Though it was necessary to contain German power to prevent the Cold
War from going hot, Trachtenberg maintains that the conflict did not
begin in Europe. In 1945, he contends, many American policy makers,
notably Secretary of State Joseph Byrnes, were willing to settle for a
spheres of influence peace. This included Germany -- for Byrnes the West
and the Soviets were more likely to co-exist if they simply staked out
their respective areas of control: in short, "the best way to get
along was to pull apart" (p. 27). It was Soviet behaviour towards
Iran and Turkey that led the Americans to change their views and work at
strengthening West Germany. As the Berlin Crisis of 1948-49
demonstrated, such an undertaking was extremely risky. The Soviets made
their opposition brutally obvious, and were emboldened by their
acquisition of the atom bomb. Moreover, while the Korean War provided a
powerful impetus for a military buildup, many Europeans, notably the
French, wanted guarantees which entailed extensive American commitments
but also restrictions on West German
sovereignty.
At first, it seemed that the Paris Accords, a complex set of
agreements worked out in 1954, might provide a solution. Under their
terms the Western allies had the right to station forces on the Federal
Republic's territory and to intervene in its domestic affairs in
case of an emergency; furthermore, Bonn was not allowed to negotiate a
comprehensive German settlement unilaterally. But the whole system had
to be underwritten by a substantial American presence in Europe -- a
policy at odds with the priorities of the Eisenhower administration. The
second half of the book is devoted to a discussion of how the
latter's nuclear strategy, and that of its Democratic successor,
led to serious tensions within the NATO alliance.

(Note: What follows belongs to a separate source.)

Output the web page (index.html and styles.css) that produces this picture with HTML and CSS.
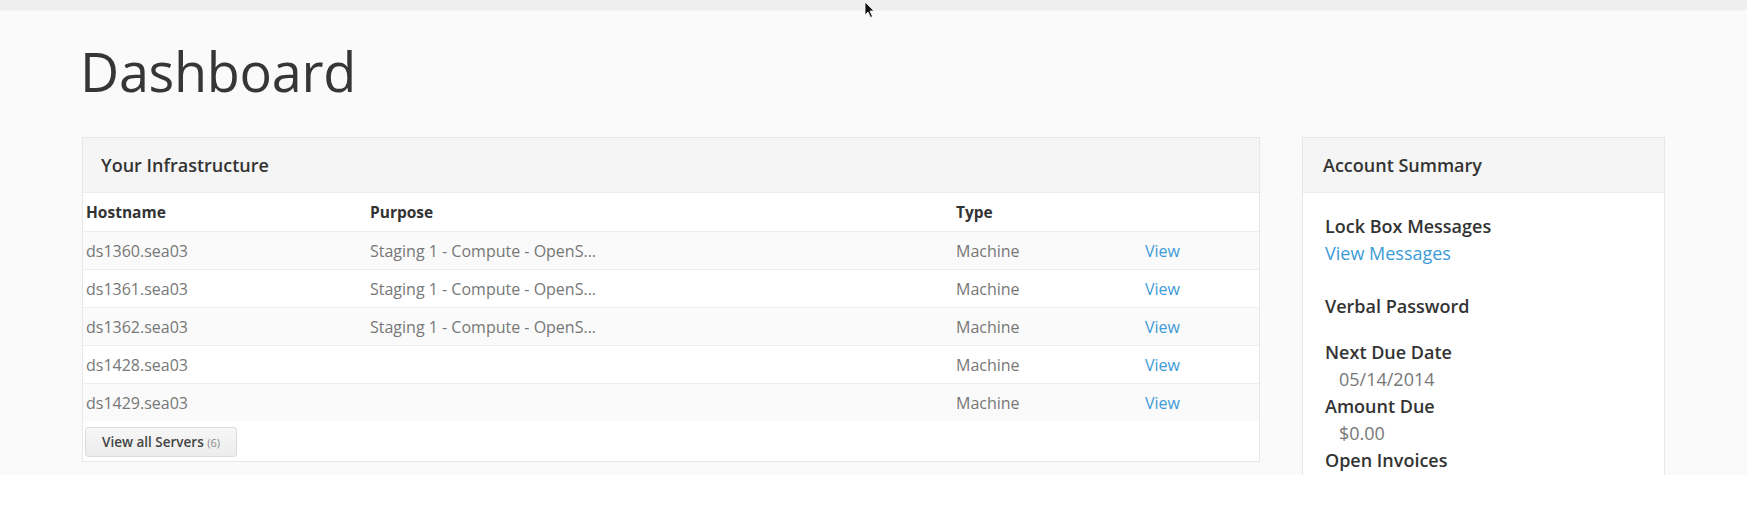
FILE: index.html
```html
<!DOCTYPE html>
<html>
<head>
<meta charset="utf-8">
<title>Dashboard</title>
<link rel="stylesheet" href="styles.css">
</head>
<body>
<div class="page">
  <div class="topbar"></div>
  <div class="container">
    <h1 class="title">Dashboard</h1>
    <div class="columns">
      <section class="panel main">
        <div class="panel-head">Your Infrastructure</div>
        <table class="servers">
          <colgroup>
            <col class="c-host"><col class="c-purpose"><col class="c-type"><col class="c-link">
          </colgroup>
          <thead>
            <tr><th>Hostname</th><th>Purpose</th><th>Type</th><th></th></tr>
          </thead>
          <tbody>
            <tr><td>ds1360.sea03</td><td>Staging 1 - Compute - OpenS...</td><td>Machine</td><td><a href="#">View</a></td></tr>
            <tr><td>ds1361.sea03</td><td>Staging 1 - Compute - OpenS...</td><td>Machine</td><td><a href="#">View</a></td></tr>
            <tr><td>ds1362.sea03</td><td>Staging 1 - Compute - OpenS...</td><td>Machine</td><td><a href="#">View</a></td></tr>
            <tr><td>ds1428.sea03</td><td></td><td>Machine</td><td><a href="#">View</a></td></tr>
            <tr><td>ds1429.sea03</td><td></td><td>Machine</td><td><a href="#">View</a></td></tr>
          </tbody>
        </table>
        <button class="btn">View all Servers <span class="count">(6)</span></button>
      </section>
      <section class="panel side">
        <div class="panel-head">Account Summary</div>
        <div class="summary">
          <div class="item gap-lg">
            <div class="label">Lock Box Messages</div>
            <a class="link" href="#">View Messages</a>
          </div>
          <div class="item gap-md">
            <div class="label">Verbal Password</div>
          </div>
          <div class="item">
            <div class="label">Next Due Date</div>
            <div class="value">05/14/2014</div>
          </div>
          <div class="item">
            <div class="label">Amount Due</div>
            <div class="value">$0.00</div>
          </div>
          <div class="item">
            <div class="label">Open Invoices</div>
          </div>
        </div>
      </section>
    </div>
  </div>
  <svg class="cursor" width="12" height="18" viewBox="0 0 12 18"><path d="M1 1 L1 14 L4 11 L6.5 16.5 L8.5 15.5 L6 10 L10 10 Z" fill="#111" stroke="#fff" stroke-width="0.8"/></svg>
</div>
</body>
</html>
```
FILE: styles.css
```css
html, body {
  margin: 0;
  padding: 0;
  background: #ffffff;
}
body {
  font-family: "Open Sans", "Liberation Sans", sans-serif;
  color: #666;
}
.page {
  position: relative;
  height: 475px;
  overflow: hidden;
  background: #fafafa;
}
.topbar {
  height: 10px;
  background: #efefef;
  border-bottom: 1px solid #f5f5f5;
}
.container {
  padding: 33px 0 0 82px;
}
.title {
  margin: 0 0 0 -2px;
  font-size: 54px;
  line-height: 54px;
  font-weight: 400;
  color: #363638;
  letter-spacing: -0.3px;
}
.columns {
  display: flex;
  gap: 42px;
  margin-top: 39px;
  align-items: flex-start;
}
.panel {
  background: #fff;
  border: 1px solid #e7e7e7;
  box-sizing: border-box;
}
.main {
  width: 1178px;
  padding-bottom: 4px;
}
.side {
  width: 363px;
  height: 360px;
}
.panel-head {
  height: 55px;
  box-sizing: border-box;
  border-bottom: 1px solid #ebebeb;
  background: #f5f5f5;
  padding-left: 18px;
  display: flex;
  align-items: center;
  font-size: 18px;
  font-weight: 600;
  color: #333;
}
.side .panel-head {
  padding-left: 20px;
}
.servers {
  width: 100%;
  border-collapse: collapse;
  table-layout: fixed;
  font-size: 16px;
}
.c-host { width: 287px; }
.c-purpose { width: 586px; }
.c-type { width: 189px; }
.servers th {
  height: 38px;
  text-align: left;
  font-weight: 700;
  color: #333;
  padding: 0 0 0 3px;
  font-size: 15.5px;
}
.servers td {
  height: 37px;
  padding: 0 0 0 3px;
  border-top: 1px solid #eeeeee;
  color: #777;
  white-space: nowrap;
  overflow: hidden;
}
.servers th:nth-child(2), .servers td:nth-child(2),
.servers th:nth-child(3), .servers td:nth-child(3),
.servers th:nth-child(4), .servers td:nth-child(4) {
  padding-left: 0;
}
.servers tbody tr:nth-child(odd) td {
  background: #fafafa;
}
.servers a {
  color: #3d9bd8;
  text-decoration: none;
}
.btn {
  display: block;
  margin: 6px 0 0 2px;
  height: 30px;
  width: 152px;
  padding: 0;
  border: 1px solid #dcdcdc;
  border-radius: 3px;
  background: linear-gradient(#f7f7f7, #ececec);
  font-family: "Open Sans", "Liberation Sans", sans-serif;
  font-size: 13.5px;
  font-weight: 600;
  color: #444;
  cursor: pointer;
}
.btn .count {
  font-weight: 400;
  font-size: 11px;
  color: #888;
}
.summary {
  padding: 20px 0 0 22px;
  font-size: 18px;
  line-height: 27px;
}
.item.gap-lg { margin-bottom: 26px; }
.item.gap-md { margin-bottom: 19px; }
.label {
  font-weight: 600;
  color: #333;
}
.link {
  color: #3d9bd8;
  text-decoration: none;
}
.value {
  padding-left: 14px;
  color: #777;
}
.cursor {
  position: absolute;
  left: 864px;
  top: 1px;
}
```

The conflicting views
of the various leaders and their advisers are examined in considerable
detail, and what Trachtenberg has to say about their aims is
illuminating.
Eisenhower, he suggests, preferred a co-operative and hands-off
approach to West European defense. Hoping that one day the Europeans
would be able to stand on their own, he was willing to see them --
including the West Germans -- have their own nuclear arsenal. He even
endorsed a policy of allowing them considerable access to American
weapons in practice, if not in theory. But it was a combination of
domestic politics and strategic concerns which shaped the December 1960
proposal for a multilateral nuclear force, and America's allies
concluded that it entailed too much centralization. The British saw the
plan as threatening their special relationship with the U.S.A.; de
Gaulle prized national sovereignty as a supreme virtue; and Konrad
Adenauer, previously indispensable in ensuring his country's
pro-Western orientation, now adopted a more nationalistic posture.
In contrast to its predecessor, the Kennedy administration wanted
to expand its conventional forces and opposed any notion of the Federal
Republic possessing nuclear weapons. It was largely a desire not to
alienate the West Germans by singling them out in comparison to the
French and British that led it to demand an enhancement of American
control in comparison to that exercised during the Eisenhower years. In
response de Gaulle became even more defiant, encouraging Adenauer's
intransigence into the bargain. Relations with the Soviets deteriorated
ominously, as Nikita Khrushchev tried to intimidate the new president
during discussions for a comprehensive agreement on Berlin. Only in the
wake of the Cuban Missile Crisis did a way out emerge. Relations with
France remained poor, but as Adenauer's star waned -- in part
because of U.S. interventions in West German politics -- Kennedy's
position improved and he now tried to be more flexible. The Limited
Nuclear Arms Control Agreement of July 1963, though couched in general
terms, appeased Soviet fears, and the Federal Republic's nonnuclear status became linked to the preservation of the status quo in West
Berlin.
A Constructed Peace is primarily concerned with the dynamics of the
Western alliance. While Soviet motivations are discussed, some
contentious issues, such as the 1952 proposal concerning a unified but
neutral Germany, are dealt with rather summarily. Nor, by his own
admission, is the author certain as to why Khrushchev was so intractable
in 1961-62, when Kennedy's promise of a non-nuclear Germany was
already on offer. More striking, though, are Trachtenberg's efforts
to demonstrate the linkages between so many different issues in the
early Cold War era, and the fact that he presents an argument about the
complexities of nuclear strategy in an admirably clear fashion.